Problem.
Does $$\int_{0}^{\pi ^2} \frac{dx}{1 - \cos \sqrt{x}}$$ converge or diverge?
Solution.
I solved this problem by noticing that $\cos \sqrt{x} \rightarrow 1 - \frac{x}{2}$, when $x \rightarrow 0$. Then, I separated the integral into $$ \int_{0}^{\pi ^2} \frac{dx}{1 - \cos \sqrt{x}} = \int_0^n \frac{dx}{1 - 1 + x/2} + \int_{n}^{\pi ^2} \frac{dx}{1 - \cos \sqrt{x}}, $$ where $n$ is sufficiently close to $0$ for the equality to be arbitrarily close to being true.
Now,
$$\int_0^n \frac{dx}{1 - 1 + x/2} = \int_0^n \frac{2}{x} \: dx \rightarrow \infty$$
and, hence, $$\int_{0}^{\pi ^2} \frac{dx}{1 - \cos \sqrt{x}} \quad \text{diverges}$$
Question.
Is this a rigorous way to show that the integral diverges? What makes me suspicious is the step where I let "$n$ be sufficiently close to $0$ fot the equality to being arbitrarily close to true". Is this fine to do?

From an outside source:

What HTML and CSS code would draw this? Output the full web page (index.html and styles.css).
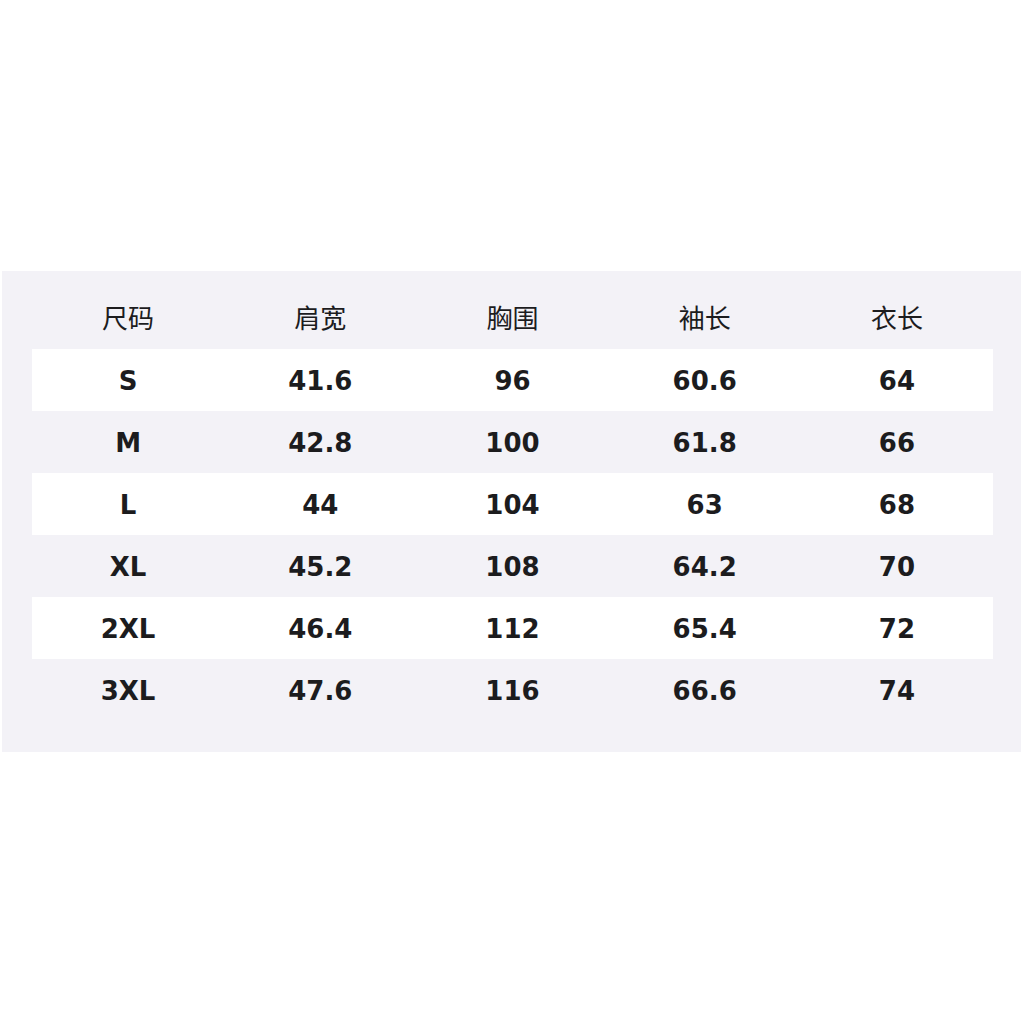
FILE: index.html
```html
<!DOCTYPE html>
<html lang="zh">
<head>
<meta charset="utf-8">
<link rel="stylesheet" href="styles.css">
</head>
<body>
<div class="panel">
  <div class="row head">
    <div>尺码</div><div>肩宽</div><div>胸围</div><div>袖长</div><div>衣长</div>
  </div>
  <div class="row w"><div>S</div><div>41.6</div><div>96</div><div>60.6</div><div>64</div></div>
  <div class="row"><div>M</div><div>42.8</div><div>100</div><div>61.8</div><div>66</div></div>
  <div class="row w"><div>L</div><div>44</div><div>104</div><div>63</div><div>68</div></div>
  <div class="row"><div>XL</div><div>45.2</div><div>108</div><div>64.2</div><div>70</div></div>
  <div class="row w"><div>2XL</div><div>46.4</div><div>112</div><div>65.4</div><div>72</div></div>
  <div class="row"><div>3XL</div><div>47.6</div><div>116</div><div>66.6</div><div>74</div></div>
</div>
</body>
</html>
```
FILE: styles.css
```css
html, body {
  margin: 0;
  padding: 0;
  background: #ffffff;
}
body {
  padding-top: 271px;
  padding-left: 2px;
}
.panel {
  width: 1019px;
  background: #f3f2f7;
  padding: 0 28px 31px 30px;
  box-sizing: border-box;
}
.row {
  display: grid;
  grid-template-columns: repeat(5, 1fr);
  height: 62px;
  align-items: center;
  text-align: center;
  font-family: "DejaVu Sans", sans-serif;
  font-weight: bold;
  font-size: 26px;
  color: #1c1c1e;
}
.row > div {
  padding-top: 2px;
}
.row.w {
  background: #ffffff;
}
.row.head {
  height: 78px;
  font-family: "Noto Sans CJK SC", sans-serif;
  font-weight: normal;
  font-size: 26px;
  padding-top: 12px;
  box-sizing: border-box;
}
.row.head > div {
  padding-top: 0;
}
```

What you could have done is a Taylor expansion at $x=0$ $$\frac{1}{1-\cos \left(\sqrt{x}\right)}=\frac{2}{x}+\frac{1}{6}+\frac{x}{120}+O\left(x^{2}\right)$$ This is sufficient to show the problem of integrating from $x=0$.
On the other side, doing the same at $x=\pi ^2$ $$\frac{1}{1-\cos \left(\sqrt{x}\right)}=\frac{1}{2}+\frac{\left(x-\pi ^2\right)^2}{32 \pi ^2}+O\left(\left(x-\pi^2\right)^3\right)$$ shows that there is no problem at the upper bound.